Snowflake Data Warehouse When It Wins, When It’s Overkill

Why Snowflake Is Everywhere (and Why That’s a Problem)

The Snowflake data warehouse has become the default answer to a surprising number of data questions.

Need analytics? Snowflake.
Need scalability? Snowflake.
Need AI readiness? Snowflake.

For many teams, Snowflake feels inevitable. But inevitability is not the same as suitability.

Modern data leaders are now asking harder questions:

  • What is Snowflake data warehouse really optimized for?
  • When does Snowflake clearly win?
  • When is Snowflake unnecessary or even counterproductive?

This article breaks down what Snowflake actually does well, where its cloud data warehouse architecture shines, and when it becomes overkill for the problem you’re solving.

What Is a Snowflake Data Warehouse?

A common search query is what is Snowflake data warehouse.

At a high level, Snowflake is a fully managed, cloud-native data warehouse platform designed for analytics workloads. It separates storage from compute and runs on top of public cloud infrastructure.

Snowflake is offered as a managed service and is commonly deployed on AWS, Azure, or Google Cloud.

In practical terms, a Snowflake data warehouse allows teams to:

  • Centralize analytical data
  • Scale compute independently of storage
  • Support multiple workloads concurrently
  • Avoid managing infrastructure

This is why Snowflake is often positioned as a “modern data warehouse.”

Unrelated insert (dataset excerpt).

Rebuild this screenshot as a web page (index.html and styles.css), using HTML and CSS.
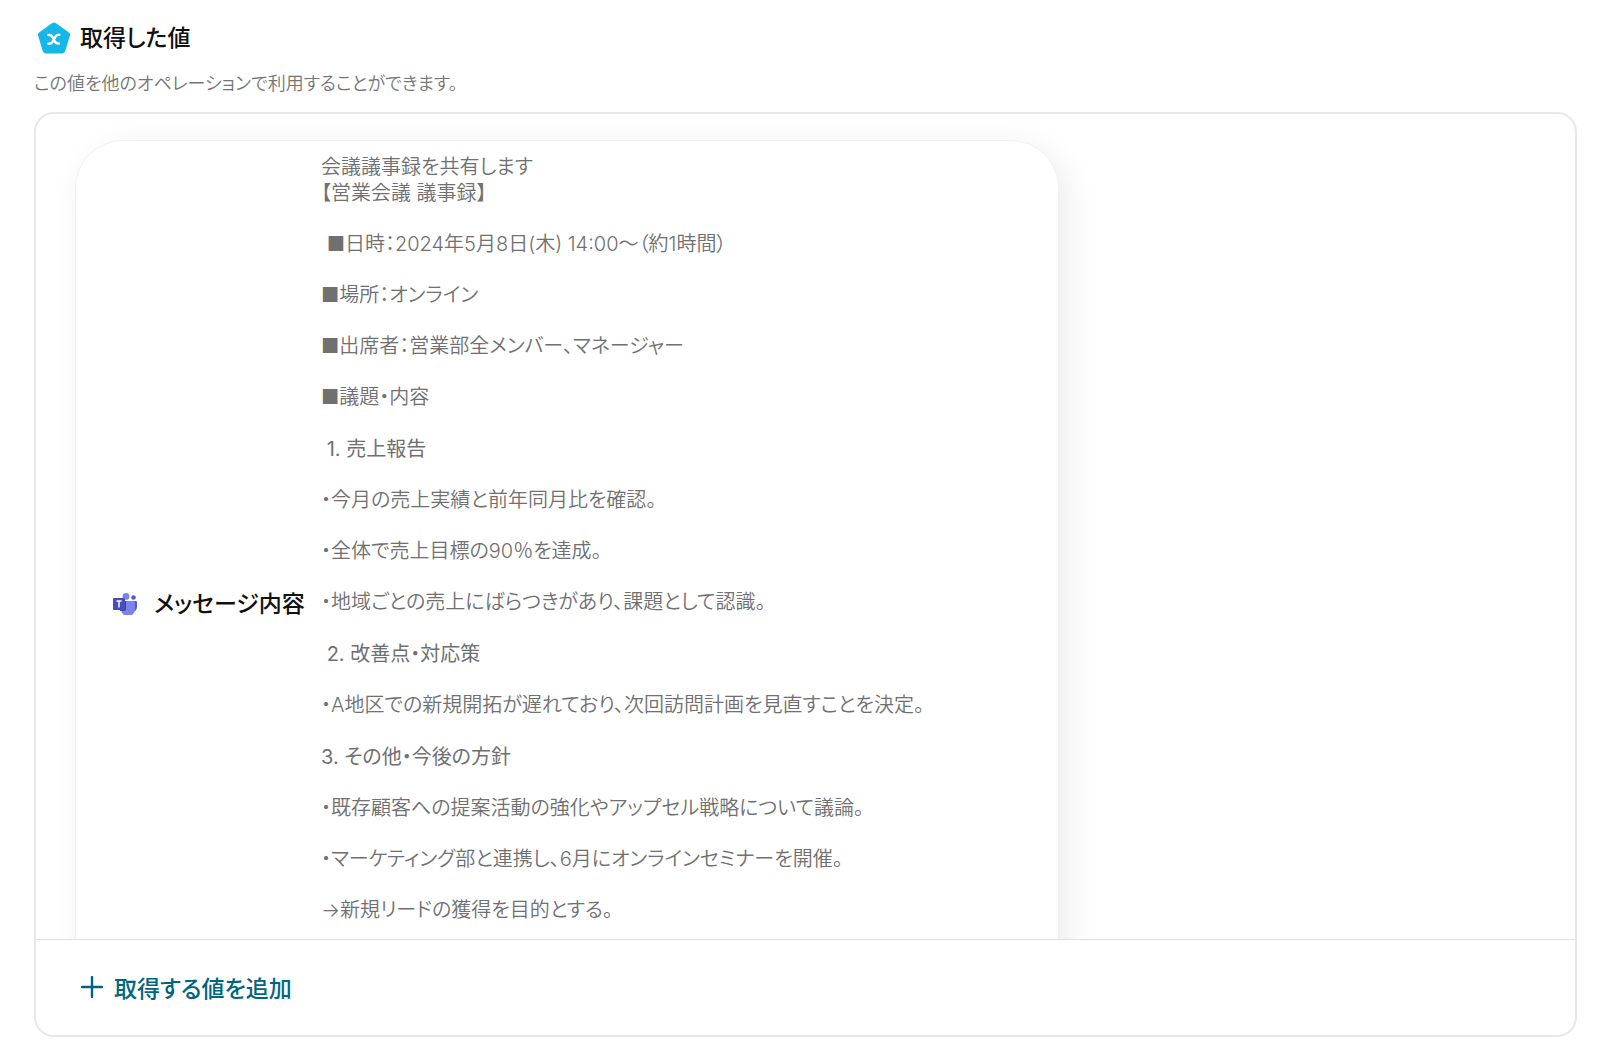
FILE: index.html
```html
<!DOCTYPE html>
<html lang="ja">
<head>
<meta charset="utf-8">
<meta name="viewport" content="width=device-width, initial-scale=1">
<title>取得した値</title>
<link rel="stylesheet" href="styles.css">
</head>
<body>
<main class="page">
  <header class="heading">
    <svg class="heading-icon" viewBox="0 0 32 32" aria-hidden="true">
      <path d="M13.9 1.2Q16 -.3 18.1 1.2L30.6 10.2Q32.6 11.7 31.8 14L27.3 29.1Q26.5 31.4 24.2 31.4H7.8Q5.500 31.400 4.700 29.100L.2 14Q-.6 11.700 1.400 10.200Z" fill="#14b8e8"/>
      <path d="M10.500 12.900H11.500Q13.200 12.900 14.200 14.600L17.200 20Q18.200 21.700 20.900 21.500M21.300 12.800Q18.700 12.600 17.500 14.700L14.600 19.900Q13.400 22 10.500 21.700" fill="none" stroke="#fff" stroke-width="2.500" stroke-linecap="round"/>
    </svg>
    <h1 class="title">取得した値</h1>
  </header>
  <p class="description">この値を他のオペレーションで利用することができます。</p>
  <section class="panel">
    <div class="values">
      <article class="value-card">
        <svg class="teams-icon" viewBox="0 0 24 22" aria-hidden="true">
          <circle cx="20.500" cy="4.500" r="2.300" fill="#5059c9"/>
          <path d="M15 8h8q1 0 1 1v5a4.500 4.500 0 0 1-9 0z" fill="#5059c9"/>
          <circle cx="13" cy="3.400" r="3.400" fill="#7b83eb"/>
          <path d="M8 8h13q1 0 1 1v6a6.500 6.500 0 0 1-14 2z" fill="#7b83eb"/>
          <path d="M7 8h6v8q0 2-2 2H7z" fill="#3f469e"/>
          <rect y="5" width="12" height="12" rx="1" fill="#464eb8"/>
          <path d="M3.500 8h5M6 8v6.500" stroke="#fff" stroke-width="1.400"/>
        </svg>
        <h2 class="value-name">メッセージ内容</h2>
        <div class="message">
          <div class="group">
            <p>会議議事録を共有します<br>【営業会議 議事録】</p>
            <p> ■日時：2024年5月8日(木) 14:00〜（約1時間）</p>
            <p>■場所：オンライン</p>
            <p>■出席者：営業部全メンバー、マネージャー</p>
            <p>■議題・内容</p>
          </div>
          <div class="group">
            <h3> 1. 売上報告</h3>
            <p>・今月の売上実績と前年同月比を確認。</p>
            <p>・全体で売上目標の90％を達成。</p>
            <p>・地域ごとの売上にばらつきがあり、課題として認識。</p>
          </div>
          <div class="group">
            <h3> 2. 改善点・対応策</h3>
            <p>・A地区での新規開拓が遅れており、次回訪問計画を見直すことを決定。</p>
          </div>
          <div class="group">
            <h3>3. その他・今後の方針</h3>
            <p>・既存顧客への提案活動の強化やアップセル戦略について議論。</p>
            <p>・マーケティング部と連携し、6月にオンラインセミナーを開催。</p>
            <p>→新規リードの獲得を目的とする。</p>
          </div>
        </div>
      </article>
    </div>
    <footer class="panel-footer">
      <button class="add-button" type="button">
        <svg class="plus-icon" viewBox="0 0 22 22" aria-hidden="true"><path d="M11 1v20M1 11h20" stroke="currentColor" stroke-width="2.400" stroke-linecap="round"/></svg>
        取得する値を追加
      </button>
    </footer>
  </section>
</main>
</body>
</html>
```
FILE: styles.css
```css
* { box-sizing: border-box; }
body {
  margin: 0;
  background: #fff;
  color: #111;
  font-family: Inter, "Noto Sans CJK JP", sans-serif;
  font-feature-settings: "palt";
}
h1, h2, h3, p { margin: 0; }
.page {
  display: flex;
  flex-direction: column;
  min-height: 100vh;
  padding: 22px 23px 8px 34px;
}
.heading {
  display: flex;
  align-items: center;
  gap: 10px;
  padding-left: 4px;
}
.heading-icon { width: 32px; height: 32px; }
.title, .value-name {
  font-size: 23px;
  line-height: 32px;
  font-weight: 500;
}
.description {
  margin: 16px 0 15px;
  color: #757575;
  font-size: 18px;
  line-height: 27px;
  font-weight: 350;
}
.panel {
  border: 2px solid #e8e8e8;
  border-radius: 20px;
  overflow: hidden;
}
.values {
  height: calc(100vh - 221px);
  overflow: hidden;
  padding: 26px 39px;
}
.value-card {
  display: flex;
  align-items: center;
  max-width: 984px;
  min-height: 928px;
  padding: 13px 37px;
  border: 1px solid #f0f0f0;
  border-radius: 48px;
  box-shadow: 8px 8px 32px rgba(0, 0, 0, 0.08);
}
.teams-icon { flex: none; width: 24px; height: 22px; }
.value-name {
  flex: none;
  width: 184px;
  padding-left: 17px;
  white-space: nowrap;
}
.message {
  align-self: flex-start;
  display: flex;
  flex-direction: column;
  gap: 26px;
  color: #707070;
  font-size: 20px;
  line-height: 26px;
  font-weight: 350;
  white-space: pre-wrap;
}
.group {
  display: flex;
  flex-direction: column;
  gap: 25px;
}
.group h3 {
  font-size: 20px;
  font-weight: 400;
}
.panel-footer {
  padding: 23px 37px 24px;
  border-top: 1px solid #e0e0e0;
}
.add-button {
  display: flex;
  align-items: center;
  gap: 11px;
  height: 48px;
  padding: 0 8px;
  border: 0;
  background: none;
  color: #006680;
  font-family: inherit;
  font-feature-settings: inherit;
  font-size: 23px;
  font-weight: 500;
  cursor: pointer;
}
.plus-icon { width: 22px; height: 22px; }
```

Snowflake Data Warehouse Architecture Explained

Understanding Snowflake data warehouse architecture explains both its strengths and its limits.

Snowflake is built on three core layers:

  • Cloud storage layer
    Data is stored in compressed, columnar format in cloud object storage.
  • Compute layer (virtual warehouses)
    Independent compute clusters execute queries. Each workload can use its own warehouse.
  • Cloud services layer
    Metadata, query optimization, security, and governance are handled centrally.

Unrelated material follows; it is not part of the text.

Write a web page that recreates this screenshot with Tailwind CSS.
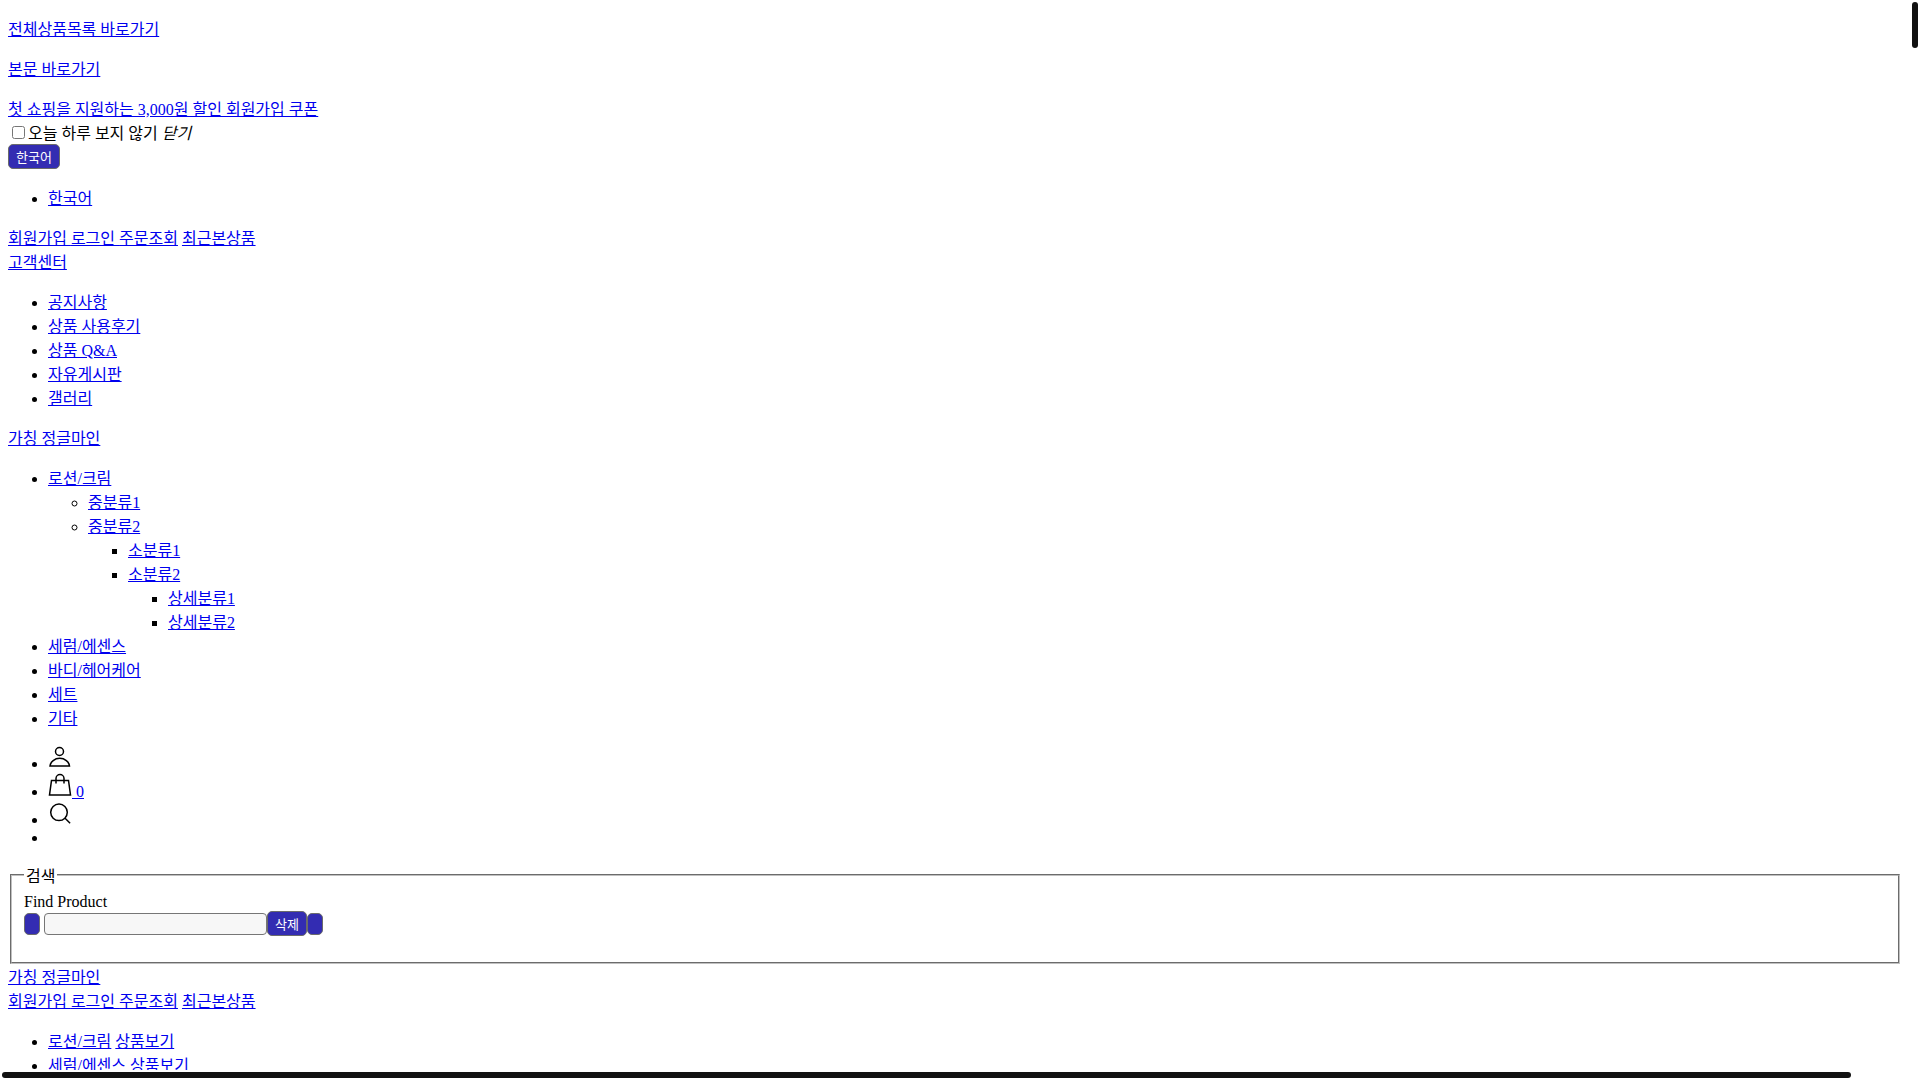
<!DOCTYPE html>
<html lang="ko">
<head>
<meta charset="utf-8">
<title>가칭 정글마인</title>
<script src="https://cdn.jsdelivr.net/npm/@tailwindcss/browser@4"></script>
</head>
<body class="grid h-screen grid-cols-[minmax(0,1fr)_10px] grid-rows-[minmax(0,1fr)_10px] overflow-hidden bg-white font-['Liberation_Serif','Noto_Sans_CJK_KR',serif] text-base leading-[normal] text-black [&_a]:text-[#0000ee] [&_a]:underline [&_button]:rounded-[5px] [&_button]:border [&_button]:border-[#6b6b6b] [&_button]:bg-[#332cb2] [&_button]:px-[7px] [&_button]:py-0.5 [&_button]:font-['Liberation_Sans','Noto_Sans_CJK_KR',sans-serif] [&_button]:text-[13px] [&_button]:leading-[normal] [&_button]:text-white [&_svg]:inline [&_svg]:align-baseline">
<main class="overflow-hidden px-2">
  <p class="my-4"><a href="#category">전체상품목록 바로가기</a></p>
  <p class="my-4"><a href="#contents">본문 바로가기</a></p>
  <div><a href="#">첫 쇼핑을 지원하는 3,000원 할인 회원가입 쿠폰</a></div>
  <div><input type="checkbox" id="today" class="mt-[3px] mr-[3px] mb-[3px] ml-1 size-[13px] align-baseline"><label for="today">오늘 하루 보지 않기</label> <em>닫기</em></div>
  <div class="flex"><button type="button">한국어</button></div>
  <ul class="my-4 list-disc pl-10">
    <li><a href="#">한국어</a></li>
  </ul>
  <div><a href="#">회원가입 </a><a href="#">로그인 </a><a href="#">주문조회</a> <a href="#">최근본상품</a></div>
  <div><a href="#">고객센터</a></div>
  <ul class="my-4 list-disc pl-10">
    <li><a href="#">공지사항</a></li>
    <li><a href="#">상품 사용후기</a></li>
    <li><a href="#">상품 Q&amp;A</a></li>
    <li><a href="#">자유게시판</a></li>
    <li><a href="#">갤러리</a></li>
  </ul>
  <div><a href="#">가칭 정글마인</a></div>
  <ul id="category" class="my-4 list-disc pl-10">
    <li><a href="#">로션/크림</a>
      <ul class="list-[circle] pl-10">
        <li><a href="#">중분류1</a></li>
        <li><a href="#">중분류2</a>
          <ul class="list-[square] pl-10">
            <li><a href="#">소분류1</a></li>
            <li><a href="#">소분류2</a>
              <ul class="list-[square] pl-10">
                <li><a href="#">상세분류1</a></li>
                <li><a href="#">상세분류2</a></li>
              </ul>
            </li>
          </ul>
        </li>
      </ul>
    </li>
    <li><a href="#">세럼/에센스</a></li>
    <li><a href="#">바디/헤어케어</a></li>
    <li><a href="#">세트</a></li>
    <li><a href="#">기타</a></li>
  </ul>
  <ul class="my-4 list-disc pl-10">
    <li><a href="#" aria-label="마이페이지"><svg class="size-6" viewBox="0 0 24 24" fill="none" stroke="#000" stroke-width="1.5"><circle cx="11.5" cy="6.500" r="4"/><path d="M2 21a9.800 8.500 0 0 1 19.500 0z"/></svg></a></li>
    <li><a href="#"><svg class="size-6" viewBox="0 0 24 24" fill="none" stroke="#000" stroke-width="1.5"><path d="M3.500 7.500h17l2 14.500H1.500zM8 10.500V5.500a4 4 0 0 1 8 0v5"/></svg> 0</a></li>
    <li><a href="#" aria-label="검색"><svg class="size-6" viewBox="0 0 24 24" fill="none" stroke="#000" stroke-width="1.5"><circle cx="11" cy="11.300" r="8.300"/><path d="M16.800 17l5.300 5.300"/></svg></a></li>
    <li></li>
  </ul>
  <form>
    <fieldset class="mx-0.5 border-2 border-[#c0c0c0] px-3 pt-[6px] pb-[10px] [border-style:groove]">
      <legend class="px-0.5">검색</legend>
      <label for="keyword">Find Product</label>
      <div class="mb-4 flex items-center">
        <button type="button" aria-label="뒤로" class="h-[22px] w-4"></button>
        <input type="text" id="keyword" class="ml-1 h-[22px] w-[223px] rounded-[4px] border border-[#767676] bg-[#f7f7f7] px-1">
        <button type="button">삭제</button>
        <button type="submit" aria-label="검색" class="h-[22px] w-4"></button>
      </div>
    </fieldset>
  </form>
  <div id="contents"><a href="#">가칭 정글마인</a></div>
  <div><a href="#">회원가입 </a><a href="#">로그인 </a><a href="#">주문조회</a> <a href="#">최근본상품</a></div>
  <ul class="my-4 list-disc pl-10">
    <li><a href="#">로션/크림</a> <a href="#">상품보기</a></li>
    <li><a href="#">세럼/에센스</a> <a href="#">상품보기</a></li>
  </ul>
</main>
<div class="px-0.5 pt-0.5"><div class="h-[46px] rounded-full bg-[#111]"></div></div>
<div class="px-0.5 pt-0.5"><div class="h-1.5 w-[97%] rounded-full bg-[#111]"></div></div>
</body>
</html>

This separation is the foundation of Snowflake’s scalability story.

What Does a Snowflake Warehouse Do?

Another common question is what does a Snowflake warehouse do.

In Snowflake terminology, a warehouse is not the data itself. It is the compute engine that processes queries.

This distinction enables:

  • Multiple teams querying the same data without contention
  • Independent scaling for BI, data science, and ELT workloads
  • Predictable performance under concurrency

This is a real advantage over traditional, tightly coupled data warehouses.

Why Teams Choose Snowflake Data Warehouse

1. Elastic Scalability Without Infrastructure Work

Snowflake removes most operational overhead:

  • No cluster sizing
  • No manual scaling
  • No index management

For teams without dedicated data platform engineers, this is a major win.

2. Strong Support for BI Workloads

Snowflake performs extremely well for:

  • Dashboards
  • Ad hoc analytics
  • High-concurrency BI tools

This is why Snowflake is often the backbone of modern BI stacks.

3. Cloud-Native by Design

Unlike legacy warehouses adapted for the cloud, Snowflake was built cloud-first.

That matters when:

  • Data volumes grow unpredictably
  • Workloads spike
  • Teams operate globally

4. Mature Ecosystem and Tooling

Snowflake integrates cleanly with:

  • ELT tools
  • BI platforms
  • Data quality and observability tools

This ecosystem effect accelerates adoption and reduces integration friction.

Snowflake Schema in Data Warehouse Design

One frequent area of confusion is snowflake schema in data warehouse versus Snowflake the product.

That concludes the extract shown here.